Fabio-Bradford also believes that the way director Spike Lee has played hardball with the industry has influenced many of his White counterparts. "Directors don't get to control the final way a film is cut," she says. "Spike Lee does! He retained the right to negotiate with studios. That was unheard-of, negotiation-wise. And that has spurred many White filmmakers to similarly stand their ground."

Professor Teshome Gabriel, who teaches cinema at UCLA, makes the same point. "Whenever Blacks break doors in, it's open for everyone," he says.

Gabriel says White audiences are eager to adopt the urban dialect they hear on rap songs and in Black-oriented movies. "Young Whites like to see the films and love to pick up on the slang and wear the clothes they see in the films," he says. "White kids love rap music and rap films are popular. These films are coming from Black artist."

Because of these and other pressures, Hollywood has made small but significant steps in the direction of the multicultural and multicolored American reality. But as Robin Givens pointed out in a widely quoted EBONY article, industry leaders, including, unfortunately, some Black industry leaders, have failed miserably in using the creativity of Black women.

Although Hollywood has traditionally loved the big blockbuster films, such as The Godfather and The Ten Commandments, Gabriel says the industry is suddenly forced to acknowledge the crucial importance of the small film, partly as a result of Black films and Black filmmakers.

"If these films make money," adds L.A. Times critic Rainer, "you'll see twice as many the following year. There has been a large Black moviegoing audience. But Hollywood was too stupid to acknowledge it."

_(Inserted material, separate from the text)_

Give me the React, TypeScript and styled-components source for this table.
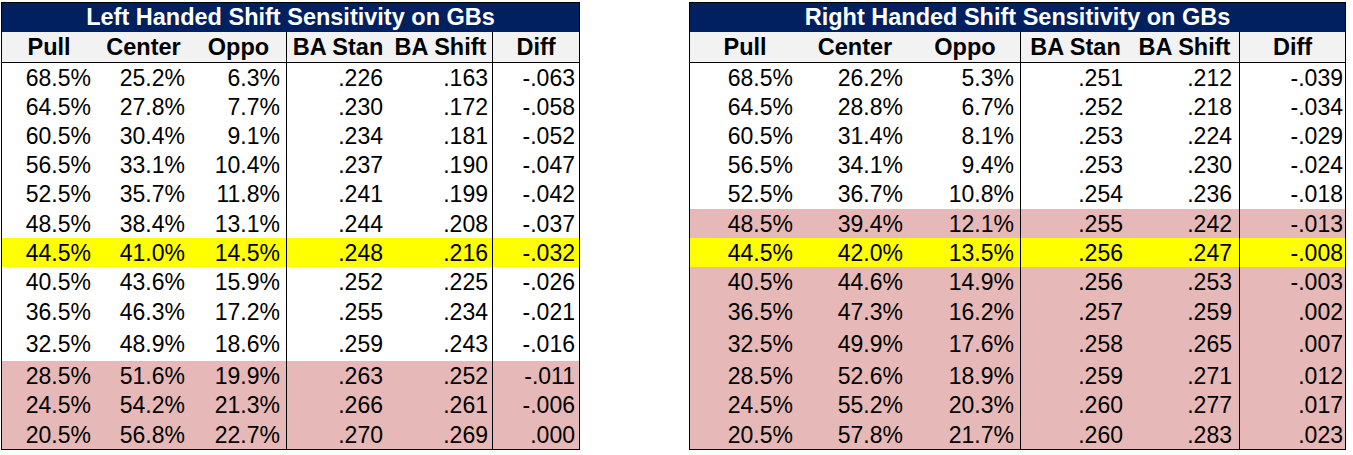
import React from "react";
import styled, { createGlobalStyle } from "styled-components";

const GlobalStyle = createGlobalStyle`
  html, body {
    margin: 0;
    padding: 0;
    background: #ffffff;
  }
  body {
    font-family: "Liberation Sans", Arial, sans-serif;
    color: #000000;
  }
  * { box-sizing: border-box; }
`;

type Fill = "none" | "yellow" | "pink";

const FILL: Record<Fill, string> = {
  none: "#ffffff",
  yellow: "#ffff00",
  pink: "#e6b8b7",
};

const Page = styled.div`
  display: flex;
  align-items: flex-start;
  gap: 109px;
  padding: 2px 0 0 1px;
`;

const Table = styled.div<{ $width: number }>`
  width: ${(p) => p.$width}px;
  border: 1px solid #000000;
  display: flex;
  flex-direction: column;
`;

const Title = styled.div`
  height: 29px;
  background: #002060;
  color: #ffffff;
  font-weight: 700;
  font-size: 23.5px;
  display: flex;
  align-items: center;
  justify-content: center;
  white-space: nowrap;
`;

const Row = styled.div<{ $cols: string; $height: number; $fill: Fill }>`
  display: grid;
  grid-template-columns: ${(p) => p.$cols};
  height: ${(p) => p.$height}px;
  background: ${(p) => FILL[p.$fill]};
`;

const HeaderRow = styled.div<{ $cols: string }>`
  display: grid;
  grid-template-columns: ${(p) => p.$cols};
  height: 31px;
  background: #f2f2f2;
  border-bottom: 1px solid #000000;
`;

const HeadCell = styled.div<{ $sep: boolean }>`
  display: flex;
  align-items: center;
  justify-content: center;
  font-weight: 700;
  font-size: 23.5px;
  padding-top: 1px;
  white-space: nowrap;
  border-right: ${(p) => (p.$sep ? "1px solid #000000" : "none")};
`;

const Cell = styled.div<{ $sep: boolean; $pad: number }>`
  display: flex;
  align-items: center;
  justify-content: flex-end;
  font-size: 23px;
  padding-top: 1px;
  white-space: nowrap;
  padding-right: ${(p) => p.$pad}px;
  border-right: ${(p) => (p.$sep ? "1px solid #000000" : "none")};
`;

const HEADERS = ["Pull", "Center", "Oppo", "BA Stan", "BA Shift", "Diff"];
const SEPS = [false, false, true, false, true, false];
const ROW_HEIGHTS = [29, 29, 29, 29, 30, 29, 29, 30, 30, 34, 29, 30, 29];

const LEFT_DATA = [
  ["68.5%", "25.2%", "6.3%", ".226", ".163", "-.063"],
  ["64.5%", "27.8%", "7.7%", ".230", ".172", "-.058"],
  ["60.5%", "30.4%", "9.1%", ".234", ".181", "-.052"],
  ["56.5%", "33.1%", "10.4%", ".237", ".190", "-.047"],
  ["52.5%", "35.7%", "11.8%", ".241", ".199", "-.042"],
  ["48.5%", "38.4%", "13.1%", ".244", ".208", "-.037"],
  ["44.5%", "41.0%", "14.5%", ".248", ".216", "-.032"],
  ["40.5%", "43.6%", "15.9%", ".252", ".225", "-.026"],
  ["36.5%", "46.3%", "17.2%", ".255", ".234", "-.021"],
  ["32.5%", "48.9%", "18.6%", ".259", ".243", "-.016"],
  ["28.5%", "51.6%", "19.9%", ".263", ".252", "-.011"],
  ["24.5%", "54.2%", "21.3%", ".266", ".261", "-.006"],
  ["20.5%", "56.8%", "22.7%", ".270", ".269", ".000"],
];

const RIGHT_DATA = [
  ["68.5%", "26.2%", "5.3%", ".251", ".212", "-.039"],
  ["64.5%", "28.8%", "6.7%", ".252", ".218", "-.034"],
  ["60.5%", "31.4%", "8.1%", ".253", ".224", "-.029"],
  ["56.5%", "34.1%", "9.4%", ".253", ".230", "-.024"],
  ["52.5%", "36.7%", "10.8%", ".254", ".236", "-.018"],
  ["48.5%", "39.4%", "12.1%", ".255", ".242", "-.013"],
  ["44.5%", "42.0%", "13.5%", ".256", ".247", "-.008"],
  ["40.5%", "44.6%", "14.9%", ".256", ".253", "-.003"],
  ["36.5%", "47.3%", "16.2%", ".257", ".259", ".002"],
  ["32.5%", "49.9%", "17.6%", ".258", ".265", ".007"],
  ["28.5%", "52.6%", "18.9%", ".259", ".271", ".012"],
  ["24.5%", "55.2%", "20.3%", ".260", ".277", ".017"],
  ["20.5%", "57.8%", "21.7%", ".260", ".283", ".023"],
];

const LEFT_FILLS: Fill[] = [
  "none", "none", "none", "none", "none", "none", "yellow",
  "none", "none", "none", "pink", "pink", "pink",
];
const RIGHT_FILLS: Fill[] = [
  "none", "none", "none", "none", "none", "pink", "yellow",
  "pink", "pink", "pink", "pink", "pink", "pink",
];

interface SheetProps {
  title: string;
  width: number;
  cols: number[];
  pads: number[];
  data: string[][];
  fills: Fill[];
}

function Sheet({ title, width, cols, pads, data, fills }: SheetProps) {
  const template = cols.map((c) => `${c}px`).join(" ");
  return (
    <Table $width={width}>
      <Title>{title}</Title>
      <HeaderRow $cols={template}>
        {HEADERS.map((h, i) => (
          <HeadCell key={h} $sep={SEPS[i]}>
            {h}
          </HeadCell>
        ))}
      </HeaderRow>
      {data.map((row, r) => (
        <Row key={r} $cols={template} $height={ROW_HEIGHTS[r]} $fill={fills[r]}>
          {row.map((v, c) => (
            <Cell key={c} $sep={SEPS[c]} $pad={pads[c]}>
              {v}
            </Cell>
          ))}
        </Row>
      ))}
    </Table>
  );
}

export default function App() {
  return (
    <>
      <GlobalStyle />
      <Page>
        <Sheet
          title="Left Handed Shift Sensitivity on GBs"
          width={579}
          cols={[94, 95, 96, 102, 104, 86]}
          pads={[5, 6, 6, 6, 4, 4]}
          data={LEFT_DATA}
          fills={LEFT_FILLS}
        />
        <Sheet
          title="Right Handed Shift Sensitivity on GBs"
          width={657}
          cols={[110, 110, 111, 109, 110, 105]}
          pads={[7, 7, 6, 7, 7, 2]}
          data={RIGHT_DATA}
          fills={RIGHT_FILLS}
        />
      </Page>
    </>
  );
}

It is soon, expects says, to determine the durability of the changes Blacks have wrought in these and other areas in Hollywood. But it is already clear that Black creativity has forced changes that have benefitted Black, White and Brown moviegoers. And some observers believes the industry's health depends on creative responses to the rainbow explosion symbolized by the Spike Lees and Eddie Murphys of Black America.